Administration

ntsysv

Configure which SysV services start at boot.

servicesinitbootrunlevelsystemdchkconfig

Additional Notes

ntsysv is a text-based interface for managing SysV init service runlevels on Red Hat-based Linux distributions. It provides a simple menu showing all installed services and allows the administrator to enable or disable services for different runlevels using the space bar.

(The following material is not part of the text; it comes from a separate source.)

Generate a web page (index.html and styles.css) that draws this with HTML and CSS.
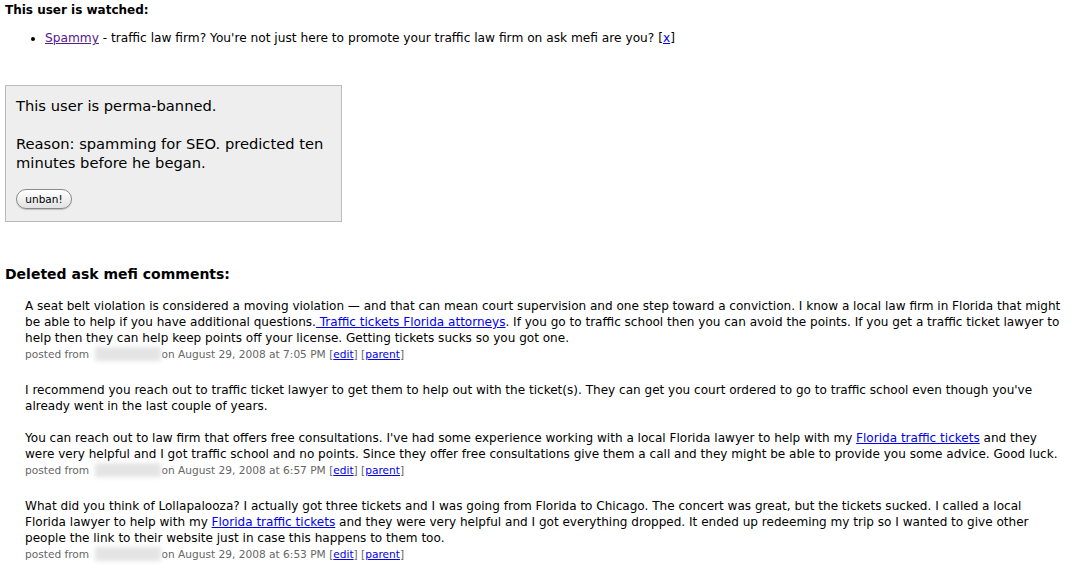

ntsysv modifies the same symbolic links in /etc/rc.d/rc*.d/ directories that chkconfig manages. It is part of the chkconfig package and serves as an interactive alternative for users who prefer menu-driven configuration over command-line tools. On systems using systemd, ntsysv is deprecated and systemctl should be used instead.

Syntax

ntsysv [--level levels] [--back]

Parameters

  • options: Flags that change how ntsysv behaves.
  • target: Optional file, device, interface, user, service, or command target when the command supports one.

Common Options

  • --level levels: Specify runlevels to configure. Use --level 3 or --level 235.
  • --back: Show a Back button in the interface.
  • --help: Show help and exit.

Examples

ntsysv

Open the interactive service configuration for the current runlevel.

ntsysv --level 3

Configure services for runlevel 3 only.

ntsysv --level 35

Configure services for runlevels 3 and 5 simultaneously.

ntsysv --back

Open the interface with a Back button available.

Practical Notes

  • ntsysv requires root privileges. Run it with sudo.
  • The Enter key confirms changes. Space bar toggles a service on or off.
  • Runlevels on Red Hat systems: 0 (halt), 1 (single-user), 2 (multi-user without NFS), 3 (full multi-user), 4 (unused), 5 (graphical), 6 (reboot).
  • On modern distributions using systemd, use systemctl enable/disable service and systemctl set-default multi-user.target instead.
  • The package containing ntsysv is typically ntsysv or chkconfig on RHEL/CentOS/Fedora systems.